Vincent van Gogh is my third post in the series, “Artists in the Garden” an exploration into the connection between nature and the creative spirit. Vincent van Gogh did not have a garden, but he created them on his journeys.
“The more I think about it, the more I realize there is nothing more artistic than to love others.”
Vincent van Gogh
Auvers-sur-Oise, July 1890
When Vincent van Gogh visited Charles François Daubigny in Auvers, July 1890, his first mission was to paint Daubigny’s garden.
“Because Van Gogh did not have any canvas at hand, he painted the garden on a red and white striped tea towel. He first covered the towel with a bright pink ground layer of lead-white pigment mixed with red.” Van Gogh Museum
View of Arles with Irises, May 1888
In May 1888, Vincent van Gogh captured the landscape of Arles, France, creating a spring garden of yellow and purple. positioning houses in the background. A community surrounded by nature.
He particularly loved the contrast between the yellow and purple flowers in the fields. In the landscape, he felt he could see a reflection of the world he knew from his collection of Japanese prints. Van Gogh Museum
Field with Poppies. 1889 Saint-Rémy
In May 1889, Vincent van Gogh entered an asylum in Saint-Remy.
“When he was allowed to leave the grounds of the institution at the beginning of June, Field with Poppies was one of the first motifs he decided to paint.” Google Arts & Culture
Vincent van Gogh created approximately 2,100 artworks, including approximately 860 paintings within a span of one decade, most of which were completed in the last two years of his life. He may not have been a success commercially during his time, but his creative spirit endures.
In today’s world, Vincent van Gogh’s artworks rank with the most expensive paintings to have ever sold at auction. Even so, his legacy is more poignant and profound.

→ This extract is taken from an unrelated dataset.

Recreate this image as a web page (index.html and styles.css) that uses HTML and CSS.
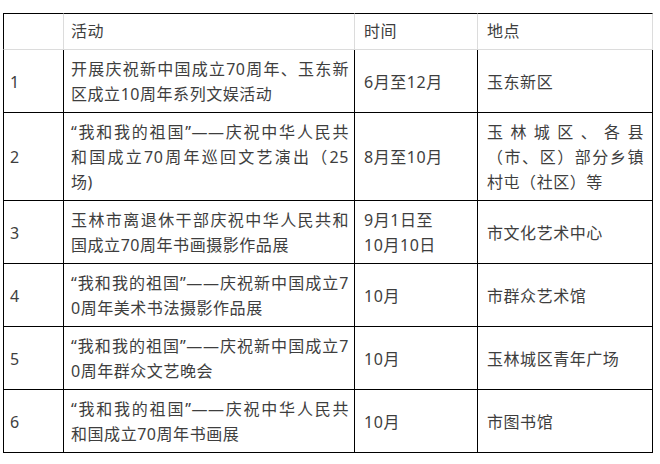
FILE: index.html
```html
<!DOCTYPE html>
<html lang="zh-CN">
<head>
<meta charset="utf-8">
<title>活动安排</title>
<link rel="stylesheet" href="styles.css">
</head>
<body>
<div class="table">
  <div class="cell head c0 first"></div>
  <div class="cell head c1">活动</div>
  <div class="cell head c2">时间</div>
  <div class="cell head c3 last">地点</div>

  <div class="cell c0 first">1</div>
  <div class="cell c1"><span class="jl">开展庆祝新中国成立70周年、玉东新</span><span>区成立10周年系列文娱活动</span></div>
  <div class="cell c2">6月至12月</div>
  <div class="cell c3">玉东新区</div>

  <div class="cell c0 first">2</div>
  <div class="cell c1"><span class="jl">“我和我的祖国”——庆祝中华人民共</span><span class="jl">和国成立70周年巡回文艺演出（25</span><span>场)</span></div>
  <div class="cell c2">8月至10月</div>
  <div class="cell c3"><span class="jl">玉林城区、各县</span><span class="jl">（市、区）部分乡镇</span><span>村屯（社区）等</span></div>

  <div class="cell c0 first">3</div>
  <div class="cell c1"><span class="jl">玉林市离退休干部庆祝中华人民共和</span><span>国成立70周年书画摄影作品展</span></div>
  <div class="cell c2"><span>9月1日至</span><span>10月10日</span></div>
  <div class="cell c3">市文化艺术中心</div>

  <div class="cell c0 first">4</div>
  <div class="cell c1"><span class="jl">“我和我的祖国”——庆祝新中国成立7</span><span>0周年美术书法摄影作品展</span></div>
  <div class="cell c2">10月</div>
  <div class="cell c3">市群众艺术馆</div>

  <div class="cell c0 first">5</div>
  <div class="cell c1"><span class="jl">“我和我的祖国”——庆祝新中国成立7</span><span>0周年群众文艺晚会</span></div>
  <div class="cell c2">10月</div>
  <div class="cell c3">玉林城区青年广场</div>

  <div class="cell c0 first">6</div>
  <div class="cell c1"><span class="jl">“我和我的祖国”——庆祝中华人民共</span><span>和国成立70周年书画展</span></div>
  <div class="cell c2">10月</div>
  <div class="cell c3">市图书馆</div>
</div>
</body>
</html>
```
FILE: styles.css
```css
body {
  margin: 0;
  background: #fff;
  font-family: "Noto Sans", "Noto Sans CJK SC", sans-serif;
  font-size: 16px;
  letter-spacing: 0.544px;
  color: #3e3e3e;
}

.table {
  display: grid;
  grid-template-columns: 61px 291px 123px 175px;
  width: 650px;
  margin: 13px 0 0 3px;
}

.cell {
  box-sizing: border-box;
  display: flex;
  flex-direction: column;
  justify-content: center;
  border-right: 1px solid #000;
  border-bottom: 1px solid #000;
  padding: 7px 9px 5px;
  line-height: 25px;
  white-space: nowrap;
}

.cell span {
  display: block;
}

.cell .jl {
  text-align: justify;
  text-align-last: justify;
}

.first {
  border-left: 1px solid #000;
}

.head {
  border-top: 1px solid #000;
  border-right-color: #dcdcdc;
  border-bottom-color: #dcdcdc;
  padding-top: 5px;
  padding-bottom: 5px;
}

.c0 {
  padding-left: 6px;
}

.c1 {
  padding-left: 7px;
  padding-right: 5px;
}

.c2 {
  padding-left: 9px;
}

.c3 {
  padding-left: 9px;
  padding-right: 8px;
}
```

Vincent van Gogh’s greatest gift is found in his thoughtful and reverent understanding of humanity’s need to feel complete, to be at peace within nature, to experience and share a deeply felt love that transforms our lives and those around us.
“Love many things, for therein lies the true strength, and whosoever loves much performs much, and can accomplish much, and what is done in love is done well.”